1948 Mochet Type K
Sold For $35,650Inclusive of applicable buyer's fee.
An unconventional, rare, and fully restored early Type K with angular bodywork, an optional top, and delightful wooden doors.
Manufacturer: Charles Mochet
Origin: Puteaux, France
Motor: Zurcher 1-cyl., 2-stroke
Displacement: 125 cc
Power: 3.5 horsepower
Length: 7 ft. 11 in.
Identification No. 1560
Georges Mochet successfully passed through the dark days of the Occupation. He had produced an ideal vehicle for the time, the pedal-operated Velocar, which restored to a downtrodden population the pride and dignity of owning a vehicle with four wheels. Pre-war, small companies like V.E.L. were fitting small proprietary motors like the 80-cubic centimeter Stanley to Mochet’s Velocars. These low-power motors often still required the passenger to jump out to help push on hills. The Velocar continued to sell after the war, but it was clear that the times were changing, and a proper factory-designed and installed motor was needed in the product range, hence the Type H.
There was a myriad of small car manufacturers “having a go” at making a small car. Some were experienced at design and production, some less so. Aerocarene, Alamagny, Ardex, Boitel, Dolo, Dommartin, Julien, New Map, and Rovin all showed much smaller cars than the smallest offerings of the large producers, like Simca or Renault, already at the 1947 Salon. It was clear that Mochet’s minimalist vision would need to be adjusted to fit into this new landscape.

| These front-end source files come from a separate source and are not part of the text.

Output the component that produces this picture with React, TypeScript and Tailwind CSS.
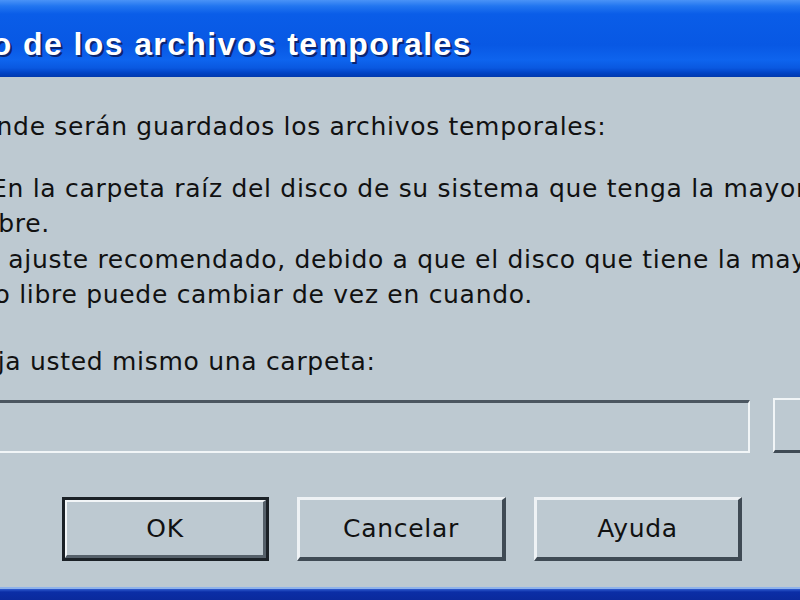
const bodyFont = "font-['DejaVu_Sans',sans-serif] text-[25px] tracking-[0.7px] leading-[35px] text-[#111111]";

function Line({ offset, children, className = "" }: { offset: string; children: React.ReactNode; className?: string }) {
  return <div className={`whitespace-nowrap ${offset} ${className}`}>{children}</div>;
}

function Button({ label, primary = false, width }: { label: string; primary?: boolean; width: string }) {
  if (primary) {
    return (
      <div className={`${width} h-[64px] border-[3px] border-[#1b2127]`}>
        <div className="h-full border-t-2 border-l-2 border-t-[#f2f5f7] border-l-[#f2f5f7] border-b-[3px] border-r-[3px] border-b-[#55606a] border-r-[#55606a] flex items-center justify-center">
          {label}
        </div>
      </div>
    );
  }
  return (
    <div
      className={`${width} h-[64px] border-t-[3px] border-l-[3px] border-t-[#eef2f5] border-l-[#eef2f5] border-b-[4px] border-r-[4px] border-b-[#3f4a54] border-r-[#3f4a54] flex items-center justify-center`}
    >
      {label}
    </div>
  );
}

export default function App() {
  return (
    <div className={`w-[800px] h-[600px] overflow-hidden flex flex-col bg-[#bdc9d1] ${bodyFont}`}>
      {/* barra de título */}
      <div className="h-[77px] shrink-0 bg-[linear-gradient(to_bottom,#4a93f7_0px,#2276f0_6px,#0a5de8_14px,#0858e4_45px,#0e64ee_60px,#0a58e0_68px,#0042c4_73px,#0038ae_77px)] pt-[28px] overflow-hidden">
        <div className="whitespace-nowrap -ml-[263px] font-['Liberation_Sans',Arial,sans-serif] font-bold text-[32px] leading-none tracking-[1.4px] text-white [text-shadow:2px_2px_0_#0b2570]">
          Almacenamiento de los archivos temporales
        </div>
      </div>

      {/* contenido */}
      <div className="flex-1 flex flex-col pt-[32px] overflow-hidden">
        <Line offset="-ml-[196px]">Especifique dónde serán guardados los archivos temporales:</Line>
        <Line offset="-ml-[9px]" className="mt-[27px]">
          En la carpeta raíz del disco de su sistema que tenga la mayor cantidad de espacio
        </Line>
        <Line offset="-ml-[17px]">libre.</Line>
        <Line offset="-ml-[128px]" className="mt-[1px]">
          Éste es el ajuste recomendado, debido a que el disco que tiene la mayor cantidad de
        </Line>
        <Line offset="-ml-[90px]">espacio libre puede cambiar de vez en cuando.</Line>
        <Line offset="-ml-[63px]" className="mt-[32px]">Escoja usted mismo una carpeta:</Line>

        <div className="flex mt-[21px]">
          <div className="-ml-[20px] w-[770px] h-[53px] shrink-0 border-t-[3px] border-t-[#4b5660] border-r-2 border-b-2 border-r-[#f1f5f7] border-b-[#f1f5f7]" />
          <div className="ml-[23px] -mt-[2px] w-[60px] h-[55px] shrink-0 border-t-2 border-l-2 border-t-[#f1f5f7] border-l-[#f1f5f7] border-b-[3px] border-b-[#3f4a54]" />
        </div>

        <div className="flex ml-[62px] mt-[44px] gap-[28px]">
          <Button label="OK" primary width="w-[207px]" />
          <Button label="Cancelar" width="w-[209px]" />
          <Button label="Ayuda" width="w-[208px]" />
        </div>
      </div>

      {/* borde inferior */}
      <div className="h-[13px] shrink-0 border-t-2 border-t-[#8fb2ea] bg-[linear-gradient(to_bottom,#2f5cd0_0px,#0b2ea6_3px,#0a2a9c_11px)]" />
    </div>
  );
}
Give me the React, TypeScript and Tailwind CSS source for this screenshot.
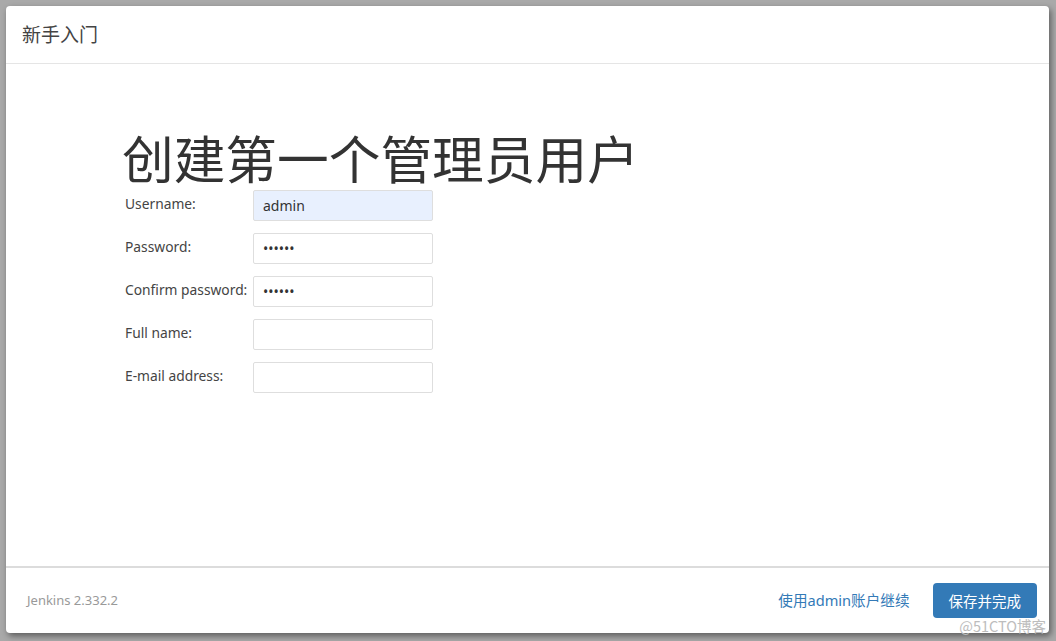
const sans = "font-['Segoe_UI','Noto_Sans','Noto_Sans_CJK_SC',sans-serif]";

const fields: { label: string; value: string; type: string; filled?: boolean }[] = [
  { label: 'Username:', value: 'admin', type: 'text', filled: true },
  { label: 'Password:', value: 'secret', type: 'password' },
  { label: 'Confirm password:', value: 'secret', type: 'password' },
  { label: 'Full name:', value: '', type: 'text' },
  { label: 'E-mail address:', value: '', type: 'text' },
];

function FieldRow({ label, value, type, filled }: (typeof fields)[number]) {
  return (
    <div className="flex items-start h-[43px]">
      <label className="w-[128px] pt-[5px] text-[13.8px] leading-[18px] text-[#444] whitespace-nowrap">{label}</label>
      <input
        type={type}
        defaultValue={value}
        readOnly
        className={`w-[180px] h-[31px] px-[9px] rounded-[2px] border border-[#dedede] text-[14px] text-[#333] outline-none ${
          filled ? 'bg-[#e8f0fe]' : 'bg-white'
        }`}
      />
    </div>
  );
}

export default function App() {
  return (
    <div className={`w-[1056px] h-[641px] bg-[#a9a9a9] p-[6px] pr-[7px] pb-[8px] ${sans}`}>
      <div className="relative h-full bg-white rounded-[4px] shadow-[2px_3px_6px_rgba(0,0,0,0.45)] flex flex-col">
        <div className="h-[58px] flex items-center px-[16px] border-b border-[#e5e5e5]">
          <h4 className="text-[19px] text-[#444] font-['Noto_Sans_CJK_SC',sans-serif]">新手入门</h4>
        </div>
        <div className="flex-1 pl-[116px] pt-[64px] border-b-2 border-[#dcdcdc]">
          <h1 className="text-[51.7px] leading-[58px] text-[#333] font-['Noto_Sans_CJK_SC',sans-serif] font-normal mb-[4px]">
            创建第一个管理员用户
          </h1>
          <div className="pl-[3px]">
            {fields.map((f) => (
              <FieldRow key={f.label} {...f} />
            ))}
          </div>
        </div>
        <div className="h-[65px] flex items-center justify-between pl-[21px] pr-[12px]">
          <span className="text-[13px] text-[#999]">Jenkins 2.332.2</span>
          <div className="flex items-center gap-[23px]">
            <a className="text-[14.6px] text-[#337ab7]">使用admin账户继续</a>
            <button className="h-[35px] px-[16px] rounded-[4px] bg-[#337ab7] text-white text-[14.5px] font-['Noto_Sans_CJK_SC',sans-serif]">
              保存并完成
            </button>
          </div>
        </div>
        <span className="absolute right-[3px] bottom-[-4px] text-[14.5px] text-[#bdbdbd] font-['Noto_Sans_CJK_SC',sans-serif]">
          @51CTO博客
        </span>
      </div>
    </div>
  );
}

So Georges set about reinventing his wooden Type H to produce his very first automobile, the all-steel Type K. It was also the first Mochet without pedals. The motor was upgraded to a 125-cubic centimeter version of the Zurcher, which used a separate three-speed gearbox. The chassis remained the same, with no front suspension and external contracting band-brakes on the rear wheels. He stuck to his principles of the minimum amount of work required to shape his body panels, and the result was a startling explosion of creased and folded flat panels in a multitude of triangular shapes in different sizes. The windshield was supported by the triangular buttresses characteristic of this type. With not a curve in sight, there was nothing else like it.
Clearly, his unconventional approach to body construction was not appreciated by all, and the Type K soon acquired more rounded, shaped panels, which prefigured the CM. This car is a fully and professionally restored example of the rare, early Type K, featuring a luxurious pair of fender-mounted headlamps, where most Ks made do with a single “Cyclops” lamp. The top was an optional extra, and the car is graced by a wonderful pair of angular wooden doors, which underline the artisanal approach to car ownership characteristic of the times.